In the same way that if someone here claimed his salary of 2000 pesos was enormous the first thing someone would do to verify the statement would be to put it in context, ie make a comparison with other salaries using various statistical tools like mean, median etc...

We have put your claim to a similar test comparing Australia to other nations. Every year there are x asylum claims, the burden of these claims is shared (unevenly) around the world. What the figures I supplied demonstrate is that when measuring the number of applications in raw data or by population or by GDP Australia sits about mid table (ie: it doesn't receive a particularly high nor a particularly low number of asylum claims). Unfortunately (for your argument) this is just a comparison of 44 industrialised countries. The rest of the world each year takes 70-80% of the burden of asylum claims. I don't know how much I need to walk you through this but that means Australia thanks to its geography is able to get away with not pulling its weight for a country of its size/wealth in providing assistance to asylum seekers.

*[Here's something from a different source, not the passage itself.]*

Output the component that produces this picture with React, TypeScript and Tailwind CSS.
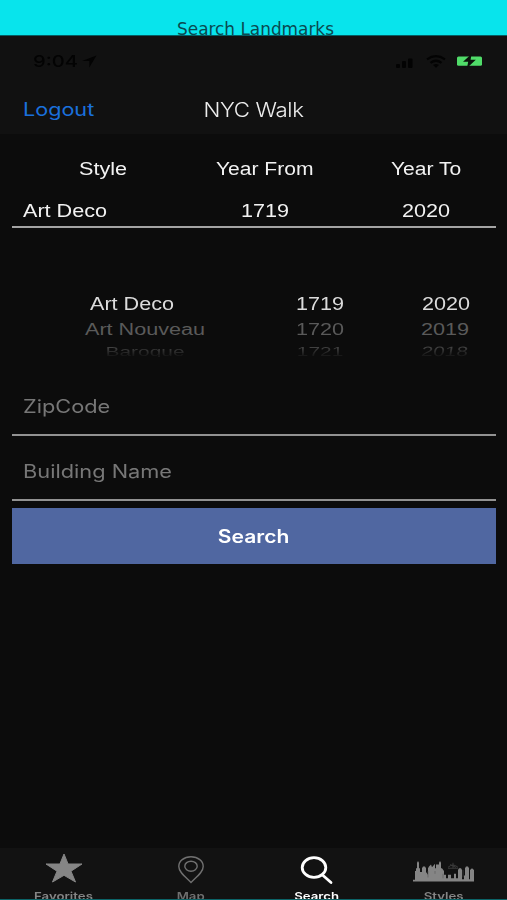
import type { ReactNode } from "react";

const sans = "font-['Liberation_Sans',sans-serif]";
const inter = "font-['Inter',sans-serif]";

function Stretch({ children, className = "" }: { children: ReactNode; className?: string }) {
  return <span className={`inline-block whitespace-nowrap ${className}`}>{children}</span>;
}

function StatusBar() {
  return (
    <div className="flex h-[50px] items-center pl-[33px] pr-[24px] text-[#030303]">
      <Stretch className={`${inter} w-[45px] origin-left scale-x-[1.22] text-[16.5px] font-medium leading-5`}>9:04</Stretch>
      <svg className="ml-[4px] h-[13px] w-[15px]" viewBox="0 0 15 13" fill="currentColor">
        <path d="M14.5 .5 0 6h7.3v6.5z" />
      </svg>
      <svg className="ml-auto mt-[2px] h-[11px] w-[18px]" viewBox="0 0 18 11" fill="currentColor">
        <rect x="0" y="7" width="4" height="4" rx="1" />
        <rect x="6" y="4" width="4" height="7" rx="1" />
        <rect x="12" y="1.5" width="4.5" height="9.5" rx="1" />
      </svg>
      <svg className="ml-[12px] h-[13px] w-[20px]" viewBox="0 0 20 13" fill="none" stroke="currentColor" strokeWidth="2.3">
        <path d="M1 4.4Q10-2 19 4.4M4.5 7.8Q10 3.7 15.5 7.8" />
        <path d="M7 10.1Q10 8 13 10.1L10 12.8z" fill="currentColor" stroke="none" />
      </svg>
      <svg className="ml-[10px] h-[14px] w-[27px]" viewBox="0 0 27 14">
        <rect x="1" y="2.4" width="25" height="9.4" rx="1.5" fill="#50dc69" />
        <path d="M15.5 0 7 7.8h5.2L11 14l8.8-8.2h-5.2z" fill="#0b120c" />
      </svg>
    </div>
  );
}

const wheelStyles = ["Art Deco", "Art Nouveau", "Baroque"];
const wheelFrom = ["1719", "1720", "1721"];
const wheelTo = ["2020", "2019", "2018"];

function Wheel({ items, className, shift, tilt }: { items: string[]; className: string; shift: string; tilt: string }) {
  return (
    <div className={`flex flex-col items-center ${className}`}>
      <div className="flex h-[28px] items-center">
        <Stretch className="scale-x-[1.2] text-[#dcdcdc]">{items[0]}</Stretch>
      </div>
      <div className="flex h-[24px] items-center">
        <Stretch className={`scale-x-[1.2] scale-y-[0.9] text-[#5a5a5a] ${shift}`}>{items[1]}</Stretch>
      </div>
      <div className="flex h-[16px] items-start px-4">
        <Stretch className={`-mt-px h-[18px] scale-x-[1.16] scale-y-[0.75] bg-linear-to-b from-[#424242] from-30% to-[#161616] to-95% bg-clip-text text-transparent ${shift} ${tilt}`}>
          {items[2]}
        </Stretch>
      </div>
    </div>
  );
}

function Tab({ label, color, children }: { label: string; color: string; children: ReactNode }) {
  return (
    <div className={`flex w-[127.5px] shrink-0 flex-col items-center ${color}`}>
      <div className="flex h-[40px] shrink-0 items-center justify-center">{children}</div>
      <Stretch className={`${inter} mt-px scale-x-[1.2] text-[11px] font-semibold leading-[14px]`}>{label}</Stretch>
    </div>
  );
}

export default function App() {
  return (
    <div className={`flex h-[900px] w-[507px] flex-col overflow-hidden bg-[#0c0c0c] text-[18px] leading-[22px] ${sans}`}>
      <header className="flex h-[36px] shrink-0 justify-center border-b border-[#045d63] bg-[#08e4ec] pl-[4px] pt-[18px]">
        <Stretch className="font-['DejaVu_Sans',sans-serif] text-[16.9px] leading-[22px] text-[#0a4a50]">Search Landmarks</Stretch>
      </header>
      <div className="h-[98px] shrink-0 bg-[#111111]">
        <StatusBar />
        <div className={`grid h-[47px] grid-cols-3 items-center ${inter}`}>
          <Stretch className="origin-left translate-x-[23px] scale-x-[1.2] text-[18px] text-[#1a70dc]">Logout</Stretch>
          <Stretch className="scale-x-[1.14] text-center text-[19.5px] font-light tracking-[-0.3px] text-[#eeeeee]">NYC Walk</Stretch>
        </div>
      </div>

      <main className="flex h-[714px] shrink-0 flex-col pl-[12px] pr-[11px]">
        <div className="flex h-[70px] items-center text-[#f2f2f2]">
          <div className="w-[182px] text-center"><Stretch className="scale-x-[1.2]">Style</Stretch></div>
          <div className="w-[141px] text-center"><Stretch className="scale-x-[1.17]">Year From</Stretch></div>
          <div className="w-[161px] pl-[21px] text-center"><Stretch className="scale-x-[1.17]">Year To</Stretch></div>
        </div>
        <div className="flex h-[24px] items-start border-b-2 border-[#a4a4a4] text-[#f2f2f2]">
          <div className="-mt-[4px] w-[182px] pl-[11px]"><Stretch className="origin-left scale-x-[1.2]">Art Deco</Stretch></div>
          <div className="-mt-[4px] w-[141px] pl-px text-center"><Stretch className="scale-x-[1.2]">1719</Stretch></div>
          <div className="-mt-[4px] w-[161px] pl-[21px] text-center"><Stretch className="scale-x-[1.2]">2020</Stretch></div>
        </div>

        <div className="flex h-[148px] pt-[62px]">
          <Wheel items={wheelStyles} className="ml-[21px] w-[200px]" shift="translate-x-[13px]" tilt="" />
          <Wheel items={wheelFrom} className="ml-[38px] w-[100px]" shift="" tilt="" />
          <Wheel items={wheelTo} className="ml-[27px] w-[100px]" shift="-translate-x-[1px]" tilt="-skew-x-6" />
        </div>

        <div className={`h-[60px] border-b-2 border-[#929292] pl-[11px] pt-[20px] ${inter}`}>
          <Stretch className="origin-left scale-x-[1.21] text-[#777]">ZipCode</Stretch>
        </div>
        <div className={`h-[65px] border-b-2 border-[#929292] pl-[11px] pt-[25px] ${inter}`}>
          <Stretch className="origin-left scale-x-[1.21] text-[#777]">Building Name</Stretch>
        </div>
        <button className={`mt-[7px] flex h-[56px] items-center justify-center bg-[#5067a1] pt-px text-white ${inter}`}>
          <Stretch className="scale-x-[1.17] font-semibold">Search</Stretch>
        </button>
      </main>

      <nav className="flex h-[52px] shrink-0 overflow-hidden border-b border-[#0b6468] bg-[#121212]">
        <div className="flex w-[510px] shrink-0 -space-x-px">
          <Tab label="Favorites" color="text-[#858585]">
            <svg className="h-[30px] w-[38px]" viewBox="0 0 38 30" fill="currentColor" stroke="currentColor" strokeLinejoin="round">
              <path d="m19 1 4.1 10H37L26 18.2 30.5 29 19 22.3 7.5 29 12 18.2 1 11h13.9z" />
            </svg>
          </Tab>
          <Tab label="Map" color="text-[#707070]">
            <svg className="mt-[3px] ml-px h-[29px] w-[28px]" viewBox="0 0 28 29" fill="none" stroke="currentColor" strokeWidth="1.4">
              <path d="M14 27.5C8 21.5 1.8 17 1.8 11.5S6.8 1.8 14 1.8s12.2 4.2 12.2 9.7S20 21.5 14 27.5z" />
              <ellipse cx="14" cy="11.2" rx="6.2" ry="5" />
            </svg>
          </Tab>
          <Tab label="Search" color="text-white">
            <svg className="mt-[4px] h-[29px] w-[34px]" viewBox="0 0 34 29" fill="none" stroke="currentColor" strokeWidth="2.8" strokeLinecap="round">
              <ellipse cx="14" cy="11.5" rx="11.8" ry="9.8" />
              <path d="m22.5 19 8.5 7.5" />
            </svg>
          </Tab>
          <Tab label="Styles" color="text-[#858585]">
            <svg className="mt-[5px] h-[22px] w-[61px]" viewBox="0 0 61 24" preserveAspectRatio="none" fill="currentColor">
              <path d="M0 23.5v-2h2V12h1V9h1V3l1-2 1 2v6h1v4h2V9l1-2h2l1 2v4l2 3V9l1-2 2-2 1 3 3-4v5h1V5h3V3l1-2 1 2v6h1l2 3v4h2v4h2v-4h3v4h3v-5h2v5h2v-9l1-2h2l1 2v10h2v-4h1V9l1-2h2l1 2v12h1V11l2-2 2 2v10h2v2.5z" />
              <path d="M35 8q5-5 10 0M37 5l6 3M40 3v6M35 9h10" fill="none" stroke="#3d3d3d" strokeWidth="1" />
              <path d="M15 12v7M22 12v3M30 15v5M50 11v8" fill="none" stroke="#555" strokeWidth=".6" />
            </svg>
          </Tab>
        </div>
      </nav>
    </div>
  );
}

I understand this will not change the way you think, but unless you have figures to refute what I have just demonstrated, you are in effect saying that even though in global terms Australia doesn't pull its weight in assisting asylum seekers for a country of its size/wealth (or even in raw terms) it should do even less. Even though the original path by which you arrived to this conclusion has been deconstructed for you on this thread you are of course absolutely free to continue with this opinion.